Abstract

Abrasion acts to smooth glacial terrains and leaves behind linear scratch-like features (striations) on bedrock landscapes. Striations are often used as measures of glacier flow directions, but their morphology can also provide information about the subglacial stress conditions that produced the features. While striations are often abundant in the field, the processes that create them can be opaque and hard to examine in situ because they occur under thick layers of flowing ice. To alleviate that difficulty and provide information for interpretation of the populations of striations that are observed in the field, we conducted a set of laboratory experiments in which a ring of temperate debris-laden ice was slid atop a planar marble bed under various contact force conditions that led to the creation of hundreds of striations. During the experiment, numerous glaciological properties were continuously measured, including the resistive drag. Following the completion of the experiments, the marble beds were extracted, and the striations were measured for length and categorized by morphological type, and a subset was measured using a high-resolution white-light profilometer.

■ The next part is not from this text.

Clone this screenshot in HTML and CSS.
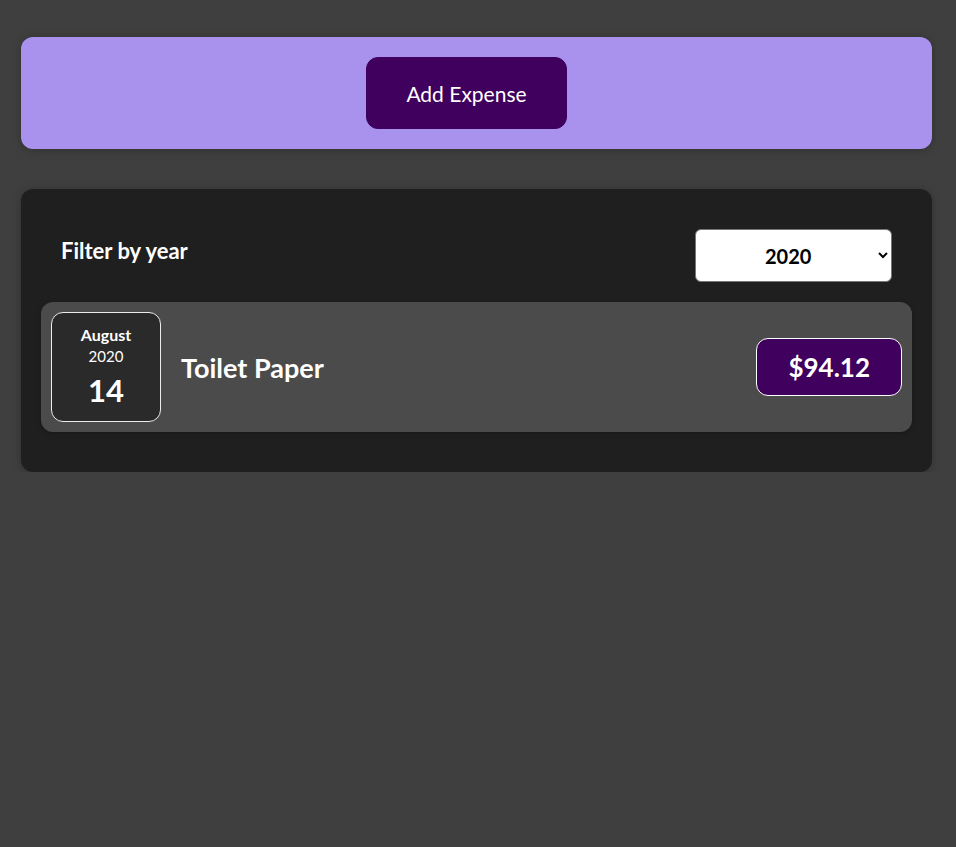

These experiments showed that, similar to field observations, type 2 striations were initially the most abundant; however, we found that type 3 striations became the most abundant at large displacements. We found good correlation between the abundance of striations as a function of displacement and measured drag as a function of displacement. When taken together, these results suggest that, in natural settings, ice flow around small roughness elements in glacier beds can “reset” the basal debris field, causing striations to become more abundant in their wake. As roughness is linked to quarrying, abrasion rates may increase in areas of increased quarrying.